--- start Data excerpt ---
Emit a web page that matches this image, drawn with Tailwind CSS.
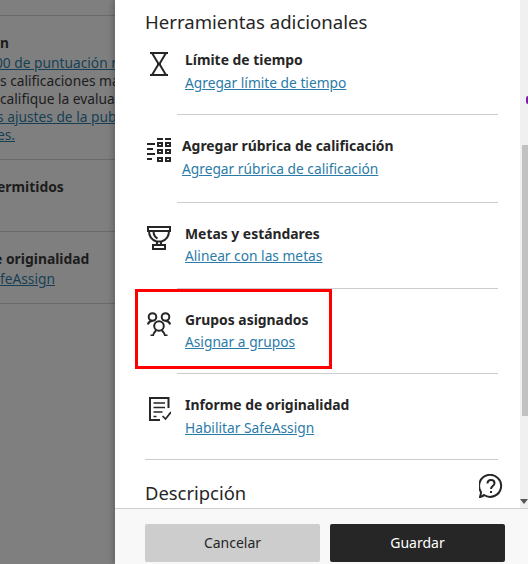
<!DOCTYPE html>
<html lang="es">
<head>
  <meta charset="UTF-8" />
  <title>Herramientas adicionales</title>
  <script src="https://cdn.jsdelivr.net/npm/@tailwindcss/browser@4"></script>
</head>
<body class="font-['Noto_Sans',sans-serif] text-[#262626]">
  <div class="flex h-[564px] w-[528px] overflow-hidden bg-white">

    <!-- Pagina atenuada detras del panel -->
    <div class="w-[115px] shrink-0 overflow-hidden bg-[#7f7f7f] text-[13.75px] text-[#1c1c1c]">
      <div class="ml-[-120px] w-[235px]">
        <div class="h-[16px] border-b border-[#6a6a6a]"></div>
        <div class="h-[144px] border-b border-[#6a6a6a] pt-[18px] pl-[120px] leading-[18px] whitespace-nowrap">
          <p class="mb-[2px] font-bold">n</p>
          <p class="ml-[-5px] text-[#163f55] underline">00 de puntuación real</p>
          <p>s calificaciones manuales</p>
          <p>califique la evaluación</p>
          <p class="ml-[-3px] text-[#163f55] underline">s ajustes de la publicación</p>
          <p class="ml-[-3px] text-[#163f55] underline">es.</p>
        </div>
        <div class="h-[72px] border-b border-[#6a6a6a] pt-[17px] pl-[120px] leading-[20px] font-bold whitespace-nowrap">
          <p class="ml-[-3px] text-[13.9px]">ermitidos</p>
        </div>
        <div class="h-[72px] border-b border-[#6a6a6a] pt-[17px] pl-[120px] leading-[20px] whitespace-nowrap">
          <p class="ml-[-6px] text-[13.9px] font-bold">e originalidad</p>
          <p class="text-[#163f55] underline">feAssign</p>
        </div>
      </div>
    </div>

    <!-- Panel -->
    <div class="relative flex w-[413px] shrink-0 flex-col bg-white shadow-[-3px_0_5px_rgba(0,0,0,0.18)]">
      <div class="flex h-[509px] border-b border-[#cdcdcd]">
        <div class="w-[405px] shrink-0 overflow-hidden pl-[30px]">
          <h2 class="mt-[9px] text-[18.6px] leading-[25px] whitespace-nowrap">Herramientas adicionales</h2>

          <!-- Limite de tiempo -->
          <div class="flex h-[80px] pt-[16px]">
            <div class="w-[40px] shrink-0 pt-[2px] pl-[2px]">
              <svg class="size-[24px]" viewBox="0 0 24 24" fill="none" stroke="#262626" stroke-width="2">
                <path d="M3 1h18M3 23h18M5 1l6 10v2L5 23M19 1l-6 10v2l6 10" />
              </svg>
            </div>
            <div>
              <p class="text-[13.9px] leading-[20px] font-bold">Límite de tiempo</p>
              <a class="mt-[2px] block text-[13.75px] leading-[22px] text-[#2b7ba8] underline">Agregar límite de tiempo</a>
            </div>
          </div>
          <div class="ml-[32px] h-px w-[321px] bg-[#cdcdcd]"></div>

          <!-- Rubrica -->
          <div class="flex h-[87px] pt-[21px]">
            <div class="w-[37px] shrink-0 pt-[2px] pl-[2px]">
              <svg class="size-[24px]" viewBox="0 0 24 24" fill="none" stroke="#262626" stroke-width="2">
                <path d="M0 6h8M0 11h6M0 16h8M0 21h5" />
                <path d="M10 1h6M18 1h6" />
                <rect x="11" y="5" width="4" height="3" />
                <rect x="19" y="5" width="4" height="3" />
                <rect x="11" y="12" width="4" height="3" />
                <rect x="19" y="12" width="4" height="3" />
                <rect x="11" y="20" width="4" height="3" />
                <rect x="19" y="20" width="4" height="3" />
              </svg>
            </div>
            <div>
              <p class="text-[13.9px] leading-[20px] font-bold whitespace-nowrap">Agregar rúbrica de calificación</p>
              <a class="mt-[2px] block text-[13.75px] leading-[22px] text-[#2b7ba8] underline">Agregar rúbrica de calificación</a>
            </div>
          </div>
          <div class="ml-[32px] h-px w-[321px] bg-[#cdcdcd]"></div>

          <!-- Metas -->
          <div class="flex h-[85px] pt-[21px]">
            <div class="w-[40px] shrink-0 pt-[2px] pl-[2px]">
              <svg class="size-[24px]" viewBox="0 0 24 24" fill="none" stroke="#262626" stroke-width="2">
                <path d="M1 1h22v4H1z" />
                <path d="M2 5c0 5 3 9 7.500 10.500h5C19 14 22 10 22 5" />
                <path d="M6.500 5c0 4 2 6.500 4 7.500M10 15.500V19M14 15.500V19M6 19h12v4H6z" />
              </svg>
            </div>
            <div>
              <p class="text-[13.9px] leading-[20px] font-bold">Metas y estándares</p>
              <a class="mt-[1px] block text-[13.75px] leading-[22px] text-[#2b7ba8] underline">Alinear con las metas</a>
            </div>
          </div>
          <div class="ml-[32px] h-px w-[321px] bg-[#cdcdcd]"></div>

          <!-- Grupos -->
          <div class="flex h-[84px] pt-[21px]">
            <div class="w-[40px] shrink-0 pt-[2px] pl-[2px]">
              <svg class="size-[24px]" viewBox="0 0 24 24" fill="none" stroke="#262626" stroke-width="2">
                <circle cx="5.500" cy="5" r="3.800" />
                <circle cx="18.500" cy="5" r="3.800" />
                <circle cx="12" cy="14" r="4.800" />
                <path d="M.8 12.500c.6-2 2.500-3.500 4.700-3.700M23.200 12.500c-.6-2-2.500-3.500-4.700-3.700" />
                <path d="M3.500 23.500h2.500c.5-2.500 2-4 3-5M20.500 23.500H18c-.5-2.500-2-4-3-5" />
              </svg>
            </div>
            <div>
              <p class="text-[13.9px] leading-[20px] font-bold">Grupos asignados</p>
              <a class="mt-[1px] block text-[13.75px] leading-[22px] text-[#2b7ba8] underline">Asignar a grupos</a>
            </div>
          </div>
          <div class="ml-[32px] h-px w-[321px] bg-[#cdcdcd]"></div>

          <!-- Informe -->
          <div class="flex h-[85px] pt-[21px]">
            <div class="w-[40px] shrink-0 pt-[2px] pl-[2px]">
              <svg class="size-[24px]" viewBox="0 0 24 24" fill="none" stroke="#262626" stroke-width="2">
                <path d="M21.500 11V1H3v22h10" />
                <path d="M6.500 6h11.500M6.500 10.500h11.500M6.500 15h9M6.500 19.500h3" stroke-width="1.700" />
                <path d="M15.500 19l3 3 5.500-7" stroke-width="1.700" />
              </svg>
            </div>
            <div>
              <p class="text-[13.9px] leading-[20px] font-bold">Informe de originalidad</p>
              <a class="mt-[2px] block text-[13.75px] leading-[22px] text-[#2b7ba8] underline">Habilitar SafeAssign</a>
            </div>
          </div>
          <div class="h-px w-[353px] bg-[#cdcdcd]"></div>

          <h2 class="mt-[20px] text-[18.4px] leading-[25px]">Descripción</h2>
        </div>

        <!-- Barra de desplazamiento -->
        <div class="relative w-[8px] bg-[#f0f0f0]">
          <div class="absolute top-[96px] right-0 h-[8px] w-[2px] rounded-l-full bg-[#7a1fa2]"></div>
          <div class="absolute top-[145px] right-0 h-[271px] w-[6px] bg-[#c1c1c1]"></div>
          <div class="absolute right-0 bottom-[4px] size-0 border-x-[4px] border-t-[5px] border-x-transparent border-t-[#555]"></div>
        </div>
      </div>

      <div class="flex flex-1 gap-[10px] bg-[#f8f8f8] pt-[15px] pl-[30px]">
        <button class="h-[38px] w-[175px] rounded-[2px] bg-[#cdcdcd] pb-[2px] text-[14px]">Cancelar</button>
        <button class="h-[38px] w-[175px] rounded-[2px] bg-[#262626] pb-[2px] text-[14px] text-white">Guardar</button>
      </div>

      <!-- Boton de ayuda -->
      <svg class="absolute top-[474px] left-[364px] size-[24px]" viewBox="0 0 24 24" fill="none" stroke="#262626" stroke-width="2">
        <path d="M1 23c1.500-.5 3-.8 4-2a11 11 0 1 0-3-3c0 2-.5 3.500-1 5z" />
        <path d="M8.500 9.500c0-2 1.500-3.500 3.500-3.500s3.500 1.400 3.500 3.200c0 2.800-3.500 3-3.500 5.800" />
        <path d="M12 17v2" />
      </svg>

      <!-- Recuadro rojo -->
      <div class="absolute top-[289px] left-[20px] h-[80px] w-[197px] border-[3px] border-[#ff0000]"></div>
    </div>
  </div>
</body>
</html>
--- end Data excerpt ---
From the first line above down to the line with "h-[564px] w-[528px] overflow-hidden", reproduce every line and no others, omitting pictures.

■ Written reply:
Emit a web page that matches this image, drawn with Tailwind CSS.
<!DOCTYPE html>
<html lang="es">
<head>
  <meta charset="UTF-8" />
  <title>Herramientas adicionales</title>
  <script src="https://cdn.jsdelivr.net/npm/@tailwindcss/browser@4"></script>
</head>
<body class="font-['Noto_Sans',sans-serif] text-[#262626]">
  <div class="flex h-[564px] w-[528px] overflow-hidden bg-white">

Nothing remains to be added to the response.